In questa narrazione l’autrice Donatella di Pietrantonio conduce il lettore verso riflessioni che impongono il superamento di confini dettati per lo più da paure, sensi di colpa e a quesiti di non poco conto: cosa lega l’essere vittima-complice-carnefice e quanto i silenzi rendono complici o vittime di sé stessi.

Un continuo interrogarsi sui fatti e di come potavano non verificarsi se non si fosse fatto o detta quella determinata cosa e quanto può essere forte l’istinto di sopravvivenza, questo istinto primordiale che si scatena tenace e prepotente e porta a prendere decisioni a volte oscure, che si attiva in situazioni di pericolo o eventi traumatici, ma la cosa più importante è riuscire a sopravvivere.

Poi subentra il senso di colpa, che da vittime rende complici, le scelte fatte sono quelle corrette? E ancora il salto nel vuoto della memoria, voler rimuovere a ogni costo tracce dell’evento, in un silenzio assordante che smuove gli animi: tutti sanno ma nessuno parla, solo sguardi o brevi cenni del capo, ma il sipario è stato chiuso e nessuno lo vuole più riaprire. Un luogo o meglio il luogo dove tutto si svolge, uno scenario che non è protagonista esclusivo del crimine, perché in esso affondano radici e ricordi che non devono essere comunque calpestati e rinnegati.
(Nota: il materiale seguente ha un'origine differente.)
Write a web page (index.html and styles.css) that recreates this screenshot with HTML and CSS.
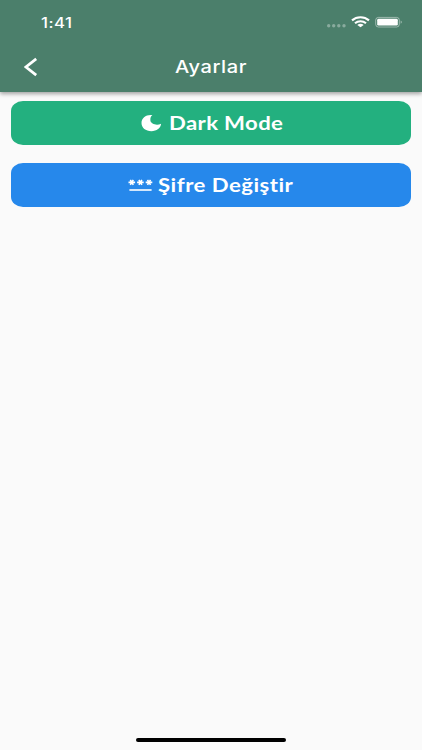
FILE: index.html
```
<!DOCTYPE html>
<html lang="tr">
<head>
    <meta charset="UTF-8">
    <meta name="viewport" content="width=device-width, initial-scale=1.0">
    <title>Ayarlar</title>
    <link rel="stylesheet" href="styles.css">
</head>
<body>
    <div class="screen">
        <header class="header">
            <!-- Durum çubuğu -->
            <div class="status-bar">
                <span class="time">1:41</span>
                <svg class="status-icons" width="78" height="16" viewBox="0 0 78 16">
                    <g fill="#fff" fill-opacity="0.35">
                        <circle cx="2.7" cy="11.7" r="1.7"/>
                        <circle cx="7.7" cy="11.7" r="1.7"/>
                        <circle cx="12.8" cy="11.7" r="1.7"/>
                        <circle cx="18" cy="11.7" r="1.7"/>
                    </g>
                    <g fill="none" stroke="#fff" stroke-width="2.1">
                        <path d="M26 6.4C30.8 2.1 38.2 2.1 43 6.4"/>
                        <path d="M29 9.3C32.1 6.5 36.9 6.5 40 9.3"/>
                    </g>
                    <path fill="#fff" d="M31.3 11C33.3 9.4 35.7 9.4 37.7 11L34.5 13.3z"/>
                    <rect x="49.7" y="3.4" width="23.6" height="9.6" rx="2.7" fill="none" stroke="#fff" stroke-opacity="0.45"/>
                    <rect x="51.2" y="4.8" width="20.6" height="6.8" rx="1.4" fill="#fff"/>
                    <path fill="#fff" fill-opacity="0.5" d="M74.7 6.6q2.2 1.6 0 3.2z"/>
                </svg>
            </div>
            <!-- Başlık -->
            <div class="nav-bar">
                <svg class="back" width="14" height="20" viewBox="0 0 14 20">
                    <path d="M12.2 1.9L2 10L12.2 18.1" fill="none" stroke="#fff" stroke-width="2.7"/>
                </svg>
                <h1 class="title">Ayarlar</h1>
            </div>
        </header>

        <main class="content">
            <button class="btn btn-green">
                <svg class="icon-moon" width="21" height="18" viewBox="0 0 21 18">
                    <path fill="#fff" d="M11.4 1.1C5.2.3.5 4 .5 9c0 4.8 4.2 8.2 9.9 8.2 5.2 0 9.4-3.3 9.7-7.4-4.5 2-10.2.3-10.7-3.2C9.2 4.1 9.8 2.2 11.4 1.1z"/>
                </svg>
                <span class="label label-dark">Dark Mode</span>
            </button>
            <button class="btn btn-blue">
                <svg class="icon-password" width="25" height="14" viewBox="0 0 25 14">
                    <g fill="none" stroke="#fff" stroke-width="1.6">
                        <path d="M2.3 1.9l3 5M5.3 1.9l-3 5M.5 4.4h6.6"/>
                        <path d="M10.9 1.9l3 5M13.9 1.9l-3 5M9.1 4.4h6.6"/>
                        <path d="M19.5 1.9l3 5M22.5 1.9l-3 5M17.7 4.4h6.6"/>
                        <path d="M1.4 12h22.2"/>
                    </g>
                </svg>
                <span class="label label-password">Şifre Değiştir</span>
            </button>
        </main>

        <div class="home-indicator"></div>
    </div>
</body>
</html>
```
FILE: styles.css
```
body {
    margin: 0;
    background-color: #fafafa;
    font-family: Inter, "Noto Sans", sans-serif;
    color: white;
}
.screen {
    display: flex;
    flex-direction: column;
    height: 750px;
    overflow: hidden;
}
.header {
    height: 92px;
    background-color: #4b7f6b;
    box-shadow: 0 2px 4px rgba(0,0,0,0.35);
}
.status-bar {
    display: flex;
    justify-content: space-between;
    align-items: center;
    height: 44px;
    padding: 0 18px 0 41px;
}
.time {
    font-size: 14px;
    font-weight: 500;
    letter-spacing: 0.4px;
    transform: scaleX(1.2);
    transform-origin: left;
}
.status-icons {
    margin-top: -1px;
}
.nav-bar {
    display: grid;
    grid-template-columns: 60px 1fr 60px;
    align-items: center;
    height: 46px;
}
.back {
    margin-left: 24px;
}
.title {
    margin: 0;
    text-align: center;
    font-size: 17px;
    font-weight: 500;
    letter-spacing: 0.5px;
    transform: scaleX(1.18);
}
.content {
    display: flex;
    flex: 1;
    flex-direction: column;
    gap: 18px;
    padding: 9px 11px 0;
}
.btn {
    display: flex;
    align-items: center;
    height: 44px;
    padding: 0;
    border: none;
    border-radius: 12px / 10px;
    color: white;
    font-family: Lato, "Noto Sans", sans-serif;
    font-size: 18px;
    font-weight: bold;
    cursor: pointer;
}
.btn-green {
    background-color: #23b07f;
}
.btn-blue {
    background-color: #2688eb;
}
.icon-moon {
    margin-left: 130px;
}
.icon-password {
    margin-left: 117px;
}
.label {
    white-space: nowrap;
    letter-spacing: 0.3px;
    font-variant-ligatures: none;
    transform: scaleX(1.23);
    transform-origin: left;
}
.label-dark {
    margin-left: 7px;
}
.label-password {
    margin-left: 5px;
    letter-spacing: 0.4px;
}
.home-indicator {
    align-self: center;
    width: 150px;
    height: 4px;
    margin-bottom: 8px;
    border-radius: 2px;
    background-color: black;
}
```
L’intreccio generazionale ed emotivo delle famiglie e persone coinvolte rinascerà a nuova vita così come i protagonisti grazie alla ricerca della verità sociale e verità individuali che affronteranno spinti da motivazioni differenti, ma di egual forza motrice, un perdersi per poi ritrovarsi, in un percorso che la regia della vita ha imposto inesorabile.

Scegliere sé stessi in un cammino sconosciuto che è quello della vita.